Where the word "index" occurs in a line, return that line.
═══
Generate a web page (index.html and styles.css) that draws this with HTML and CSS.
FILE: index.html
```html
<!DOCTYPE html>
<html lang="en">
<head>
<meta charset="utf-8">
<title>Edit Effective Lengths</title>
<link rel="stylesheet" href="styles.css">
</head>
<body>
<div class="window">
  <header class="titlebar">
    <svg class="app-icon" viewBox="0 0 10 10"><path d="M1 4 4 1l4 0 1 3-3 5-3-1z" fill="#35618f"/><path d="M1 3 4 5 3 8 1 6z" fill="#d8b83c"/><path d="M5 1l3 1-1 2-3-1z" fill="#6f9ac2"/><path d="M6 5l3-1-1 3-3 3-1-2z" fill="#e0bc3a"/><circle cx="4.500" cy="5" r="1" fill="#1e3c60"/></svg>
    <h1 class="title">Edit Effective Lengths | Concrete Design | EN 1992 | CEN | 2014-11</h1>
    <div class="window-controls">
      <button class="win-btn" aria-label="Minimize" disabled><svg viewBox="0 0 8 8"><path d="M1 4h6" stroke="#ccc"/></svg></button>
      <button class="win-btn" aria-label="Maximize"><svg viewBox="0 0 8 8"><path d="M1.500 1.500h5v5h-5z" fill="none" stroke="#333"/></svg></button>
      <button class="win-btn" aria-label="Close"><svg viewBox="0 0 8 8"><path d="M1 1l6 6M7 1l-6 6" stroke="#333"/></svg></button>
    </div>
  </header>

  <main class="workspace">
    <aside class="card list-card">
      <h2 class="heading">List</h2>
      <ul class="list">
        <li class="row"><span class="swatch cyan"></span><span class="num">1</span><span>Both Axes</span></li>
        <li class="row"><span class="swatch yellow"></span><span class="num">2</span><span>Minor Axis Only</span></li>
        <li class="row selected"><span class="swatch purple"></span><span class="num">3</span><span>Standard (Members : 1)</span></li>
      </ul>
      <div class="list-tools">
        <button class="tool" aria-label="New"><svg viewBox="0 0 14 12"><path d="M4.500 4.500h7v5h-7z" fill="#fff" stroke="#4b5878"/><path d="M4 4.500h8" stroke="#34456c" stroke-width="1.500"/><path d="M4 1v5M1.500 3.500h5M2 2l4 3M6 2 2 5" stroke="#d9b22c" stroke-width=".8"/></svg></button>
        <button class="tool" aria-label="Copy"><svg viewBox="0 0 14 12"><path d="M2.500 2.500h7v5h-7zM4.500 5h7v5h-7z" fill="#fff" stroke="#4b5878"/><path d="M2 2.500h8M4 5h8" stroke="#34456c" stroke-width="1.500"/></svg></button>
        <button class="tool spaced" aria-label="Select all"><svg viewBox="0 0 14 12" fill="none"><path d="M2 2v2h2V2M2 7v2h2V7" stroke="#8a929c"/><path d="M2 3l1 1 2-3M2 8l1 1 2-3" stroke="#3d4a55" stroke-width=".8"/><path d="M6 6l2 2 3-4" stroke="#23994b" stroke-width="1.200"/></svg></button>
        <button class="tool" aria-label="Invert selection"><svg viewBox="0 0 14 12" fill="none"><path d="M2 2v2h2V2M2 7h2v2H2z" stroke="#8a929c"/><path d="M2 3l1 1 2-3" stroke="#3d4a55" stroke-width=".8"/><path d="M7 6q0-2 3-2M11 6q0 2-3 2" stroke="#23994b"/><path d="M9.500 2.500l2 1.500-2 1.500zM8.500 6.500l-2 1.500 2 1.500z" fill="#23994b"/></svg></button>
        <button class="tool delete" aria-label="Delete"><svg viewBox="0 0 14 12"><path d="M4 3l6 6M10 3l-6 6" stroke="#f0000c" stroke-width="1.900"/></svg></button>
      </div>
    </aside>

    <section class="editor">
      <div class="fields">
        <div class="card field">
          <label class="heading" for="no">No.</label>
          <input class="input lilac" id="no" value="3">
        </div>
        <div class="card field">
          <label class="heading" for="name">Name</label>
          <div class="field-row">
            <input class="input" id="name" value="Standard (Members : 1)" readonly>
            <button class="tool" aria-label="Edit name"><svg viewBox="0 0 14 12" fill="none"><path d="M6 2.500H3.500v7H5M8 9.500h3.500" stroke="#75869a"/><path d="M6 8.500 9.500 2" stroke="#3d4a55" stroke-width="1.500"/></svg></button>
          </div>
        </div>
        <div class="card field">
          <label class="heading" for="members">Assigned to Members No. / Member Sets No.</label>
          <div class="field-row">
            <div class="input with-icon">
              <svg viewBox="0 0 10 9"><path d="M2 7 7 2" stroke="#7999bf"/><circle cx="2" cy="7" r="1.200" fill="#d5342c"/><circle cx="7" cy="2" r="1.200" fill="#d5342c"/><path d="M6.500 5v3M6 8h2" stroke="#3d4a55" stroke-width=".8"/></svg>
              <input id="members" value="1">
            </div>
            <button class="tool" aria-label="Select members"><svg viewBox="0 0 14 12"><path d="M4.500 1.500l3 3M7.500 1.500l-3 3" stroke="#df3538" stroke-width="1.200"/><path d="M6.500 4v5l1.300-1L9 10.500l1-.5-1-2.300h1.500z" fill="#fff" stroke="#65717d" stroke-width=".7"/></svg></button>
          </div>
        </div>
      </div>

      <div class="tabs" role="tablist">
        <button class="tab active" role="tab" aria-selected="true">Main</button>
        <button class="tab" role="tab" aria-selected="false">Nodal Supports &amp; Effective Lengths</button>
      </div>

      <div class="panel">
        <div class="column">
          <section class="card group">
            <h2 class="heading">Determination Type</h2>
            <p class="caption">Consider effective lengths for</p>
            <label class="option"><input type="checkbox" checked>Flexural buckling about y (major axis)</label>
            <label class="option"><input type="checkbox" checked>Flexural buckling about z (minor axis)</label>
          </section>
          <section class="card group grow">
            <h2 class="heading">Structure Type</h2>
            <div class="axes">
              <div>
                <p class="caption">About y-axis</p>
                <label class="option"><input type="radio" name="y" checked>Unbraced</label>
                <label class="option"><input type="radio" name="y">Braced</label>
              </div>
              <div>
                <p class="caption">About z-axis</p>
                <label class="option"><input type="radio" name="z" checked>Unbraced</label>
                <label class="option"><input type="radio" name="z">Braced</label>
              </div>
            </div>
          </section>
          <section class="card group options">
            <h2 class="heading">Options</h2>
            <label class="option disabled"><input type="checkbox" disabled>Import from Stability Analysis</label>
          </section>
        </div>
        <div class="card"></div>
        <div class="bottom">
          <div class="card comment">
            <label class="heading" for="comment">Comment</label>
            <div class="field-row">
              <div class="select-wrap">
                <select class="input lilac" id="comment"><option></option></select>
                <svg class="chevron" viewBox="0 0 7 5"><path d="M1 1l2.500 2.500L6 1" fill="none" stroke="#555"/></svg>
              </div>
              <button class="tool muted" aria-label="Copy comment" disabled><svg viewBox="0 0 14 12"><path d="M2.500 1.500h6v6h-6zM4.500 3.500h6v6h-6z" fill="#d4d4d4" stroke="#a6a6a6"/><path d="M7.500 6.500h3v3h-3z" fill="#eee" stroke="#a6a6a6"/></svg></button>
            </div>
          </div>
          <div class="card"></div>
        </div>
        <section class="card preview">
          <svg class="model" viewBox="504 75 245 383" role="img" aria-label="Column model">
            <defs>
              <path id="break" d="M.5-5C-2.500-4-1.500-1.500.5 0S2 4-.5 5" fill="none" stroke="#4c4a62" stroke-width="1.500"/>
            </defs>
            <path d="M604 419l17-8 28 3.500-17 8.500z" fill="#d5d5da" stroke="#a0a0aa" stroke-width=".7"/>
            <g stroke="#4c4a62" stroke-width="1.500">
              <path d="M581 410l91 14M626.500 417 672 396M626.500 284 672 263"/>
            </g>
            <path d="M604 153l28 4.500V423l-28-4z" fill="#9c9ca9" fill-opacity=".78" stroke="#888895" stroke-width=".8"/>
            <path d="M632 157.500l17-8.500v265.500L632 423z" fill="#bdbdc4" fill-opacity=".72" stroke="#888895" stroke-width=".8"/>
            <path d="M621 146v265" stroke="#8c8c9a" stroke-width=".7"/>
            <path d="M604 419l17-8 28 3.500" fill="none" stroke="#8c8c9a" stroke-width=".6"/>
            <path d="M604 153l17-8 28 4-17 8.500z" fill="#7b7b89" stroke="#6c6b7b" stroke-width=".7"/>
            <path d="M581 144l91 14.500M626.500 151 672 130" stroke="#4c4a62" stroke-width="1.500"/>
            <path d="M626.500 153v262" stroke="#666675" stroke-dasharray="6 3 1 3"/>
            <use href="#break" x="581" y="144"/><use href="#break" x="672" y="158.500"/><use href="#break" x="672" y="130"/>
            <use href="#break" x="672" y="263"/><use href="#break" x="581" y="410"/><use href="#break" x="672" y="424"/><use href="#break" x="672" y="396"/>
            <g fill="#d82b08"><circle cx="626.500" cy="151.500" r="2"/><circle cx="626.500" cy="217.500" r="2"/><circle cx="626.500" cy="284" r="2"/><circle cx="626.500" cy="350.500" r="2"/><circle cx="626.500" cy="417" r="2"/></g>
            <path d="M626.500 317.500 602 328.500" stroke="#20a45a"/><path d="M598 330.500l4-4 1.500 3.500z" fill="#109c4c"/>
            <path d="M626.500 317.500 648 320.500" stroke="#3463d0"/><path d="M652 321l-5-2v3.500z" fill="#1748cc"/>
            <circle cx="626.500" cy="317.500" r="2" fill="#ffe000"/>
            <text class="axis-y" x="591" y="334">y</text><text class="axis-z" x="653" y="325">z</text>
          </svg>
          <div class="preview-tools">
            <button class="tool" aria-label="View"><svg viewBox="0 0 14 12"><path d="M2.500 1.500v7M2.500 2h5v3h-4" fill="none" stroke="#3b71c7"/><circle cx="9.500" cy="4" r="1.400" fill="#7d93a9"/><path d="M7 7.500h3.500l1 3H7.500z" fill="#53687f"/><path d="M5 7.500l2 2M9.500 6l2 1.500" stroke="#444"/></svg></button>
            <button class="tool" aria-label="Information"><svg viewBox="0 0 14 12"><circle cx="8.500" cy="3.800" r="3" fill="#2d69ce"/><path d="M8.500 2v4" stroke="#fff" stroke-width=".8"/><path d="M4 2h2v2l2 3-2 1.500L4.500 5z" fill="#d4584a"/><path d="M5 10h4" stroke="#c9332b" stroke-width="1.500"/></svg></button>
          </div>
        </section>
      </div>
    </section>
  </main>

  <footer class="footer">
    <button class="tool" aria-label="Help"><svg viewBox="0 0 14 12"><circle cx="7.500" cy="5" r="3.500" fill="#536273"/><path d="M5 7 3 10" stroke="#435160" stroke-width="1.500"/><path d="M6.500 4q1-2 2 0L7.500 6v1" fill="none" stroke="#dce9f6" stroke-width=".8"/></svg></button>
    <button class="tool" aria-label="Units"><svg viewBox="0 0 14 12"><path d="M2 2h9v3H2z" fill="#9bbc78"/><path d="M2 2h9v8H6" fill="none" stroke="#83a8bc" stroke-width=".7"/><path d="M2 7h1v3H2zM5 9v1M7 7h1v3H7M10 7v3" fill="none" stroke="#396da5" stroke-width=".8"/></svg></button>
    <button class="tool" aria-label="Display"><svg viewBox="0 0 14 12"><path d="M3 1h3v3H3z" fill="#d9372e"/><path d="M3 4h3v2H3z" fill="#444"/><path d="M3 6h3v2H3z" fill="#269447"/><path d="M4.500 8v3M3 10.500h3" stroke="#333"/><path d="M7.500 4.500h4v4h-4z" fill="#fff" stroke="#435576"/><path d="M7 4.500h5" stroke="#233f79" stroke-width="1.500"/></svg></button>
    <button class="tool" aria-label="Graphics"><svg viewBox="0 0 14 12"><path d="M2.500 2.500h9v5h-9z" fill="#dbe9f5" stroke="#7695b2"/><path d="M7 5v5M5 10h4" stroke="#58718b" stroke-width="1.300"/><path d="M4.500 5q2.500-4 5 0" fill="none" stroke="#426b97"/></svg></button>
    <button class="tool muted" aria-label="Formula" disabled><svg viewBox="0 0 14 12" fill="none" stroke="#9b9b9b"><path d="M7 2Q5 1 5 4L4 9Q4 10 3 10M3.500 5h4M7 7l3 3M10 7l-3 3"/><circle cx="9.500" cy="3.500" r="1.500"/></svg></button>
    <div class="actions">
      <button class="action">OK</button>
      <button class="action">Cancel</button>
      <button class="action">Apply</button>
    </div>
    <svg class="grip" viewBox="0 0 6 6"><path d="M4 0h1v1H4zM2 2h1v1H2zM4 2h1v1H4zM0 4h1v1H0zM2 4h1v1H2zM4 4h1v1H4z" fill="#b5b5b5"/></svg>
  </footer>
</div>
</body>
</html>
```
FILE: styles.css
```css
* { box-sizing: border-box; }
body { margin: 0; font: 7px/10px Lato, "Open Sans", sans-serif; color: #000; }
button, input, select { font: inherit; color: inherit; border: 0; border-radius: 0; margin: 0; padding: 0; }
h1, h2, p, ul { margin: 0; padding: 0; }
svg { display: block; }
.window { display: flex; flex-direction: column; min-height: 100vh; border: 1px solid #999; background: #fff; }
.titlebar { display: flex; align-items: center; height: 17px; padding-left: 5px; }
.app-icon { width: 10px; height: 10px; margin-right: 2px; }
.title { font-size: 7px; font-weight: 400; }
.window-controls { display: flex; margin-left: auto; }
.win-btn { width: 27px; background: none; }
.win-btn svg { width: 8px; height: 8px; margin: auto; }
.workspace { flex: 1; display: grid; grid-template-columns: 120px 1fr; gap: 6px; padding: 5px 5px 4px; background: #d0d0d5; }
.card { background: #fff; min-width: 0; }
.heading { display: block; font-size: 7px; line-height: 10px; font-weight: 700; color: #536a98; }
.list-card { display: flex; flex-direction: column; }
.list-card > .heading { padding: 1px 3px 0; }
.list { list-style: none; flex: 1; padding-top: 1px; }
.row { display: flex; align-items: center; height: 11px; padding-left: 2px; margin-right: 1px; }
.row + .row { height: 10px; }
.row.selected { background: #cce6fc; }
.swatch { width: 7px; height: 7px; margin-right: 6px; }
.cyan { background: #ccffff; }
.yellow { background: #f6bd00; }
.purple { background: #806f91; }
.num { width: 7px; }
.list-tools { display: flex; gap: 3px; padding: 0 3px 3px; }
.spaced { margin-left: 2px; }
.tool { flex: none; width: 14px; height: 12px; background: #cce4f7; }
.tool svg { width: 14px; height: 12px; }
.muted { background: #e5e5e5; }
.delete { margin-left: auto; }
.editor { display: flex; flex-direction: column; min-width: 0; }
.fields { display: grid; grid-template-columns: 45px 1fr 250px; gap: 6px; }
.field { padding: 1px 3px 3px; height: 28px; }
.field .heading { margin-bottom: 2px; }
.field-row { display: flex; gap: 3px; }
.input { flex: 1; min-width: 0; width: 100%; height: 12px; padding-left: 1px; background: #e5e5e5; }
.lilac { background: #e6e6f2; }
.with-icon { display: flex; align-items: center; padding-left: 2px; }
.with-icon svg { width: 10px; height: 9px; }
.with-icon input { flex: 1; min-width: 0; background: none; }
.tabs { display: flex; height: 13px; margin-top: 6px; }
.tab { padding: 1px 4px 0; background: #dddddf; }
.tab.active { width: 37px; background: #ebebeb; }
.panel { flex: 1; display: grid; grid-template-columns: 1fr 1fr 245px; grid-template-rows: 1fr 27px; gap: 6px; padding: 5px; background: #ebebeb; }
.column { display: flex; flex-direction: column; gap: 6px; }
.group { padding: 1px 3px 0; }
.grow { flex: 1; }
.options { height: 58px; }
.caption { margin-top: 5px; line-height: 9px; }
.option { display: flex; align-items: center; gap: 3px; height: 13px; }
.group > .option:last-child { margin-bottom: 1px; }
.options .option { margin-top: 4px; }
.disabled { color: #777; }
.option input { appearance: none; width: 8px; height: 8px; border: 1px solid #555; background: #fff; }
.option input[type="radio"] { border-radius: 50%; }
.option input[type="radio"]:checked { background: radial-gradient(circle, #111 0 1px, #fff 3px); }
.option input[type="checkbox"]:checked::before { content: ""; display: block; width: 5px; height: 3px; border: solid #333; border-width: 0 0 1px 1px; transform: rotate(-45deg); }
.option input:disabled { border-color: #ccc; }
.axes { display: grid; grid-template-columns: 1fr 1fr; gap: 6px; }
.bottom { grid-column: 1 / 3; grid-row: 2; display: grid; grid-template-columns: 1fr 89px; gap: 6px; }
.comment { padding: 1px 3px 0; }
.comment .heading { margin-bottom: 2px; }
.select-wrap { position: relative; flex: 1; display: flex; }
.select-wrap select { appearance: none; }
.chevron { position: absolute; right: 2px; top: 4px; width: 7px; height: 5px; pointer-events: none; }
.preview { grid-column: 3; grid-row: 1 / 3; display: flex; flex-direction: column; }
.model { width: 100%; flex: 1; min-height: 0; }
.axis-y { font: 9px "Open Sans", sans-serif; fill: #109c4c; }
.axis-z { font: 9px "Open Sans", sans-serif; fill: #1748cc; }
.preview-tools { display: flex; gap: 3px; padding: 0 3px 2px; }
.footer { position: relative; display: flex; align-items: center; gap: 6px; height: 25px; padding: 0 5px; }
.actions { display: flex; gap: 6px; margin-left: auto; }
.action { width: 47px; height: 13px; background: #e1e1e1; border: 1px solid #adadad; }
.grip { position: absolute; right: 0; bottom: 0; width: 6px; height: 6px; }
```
═══
▶ [Exercise answer]
Generate a web page (index.html and styles.css) that draws this with HTML and CSS.
FILE: index.html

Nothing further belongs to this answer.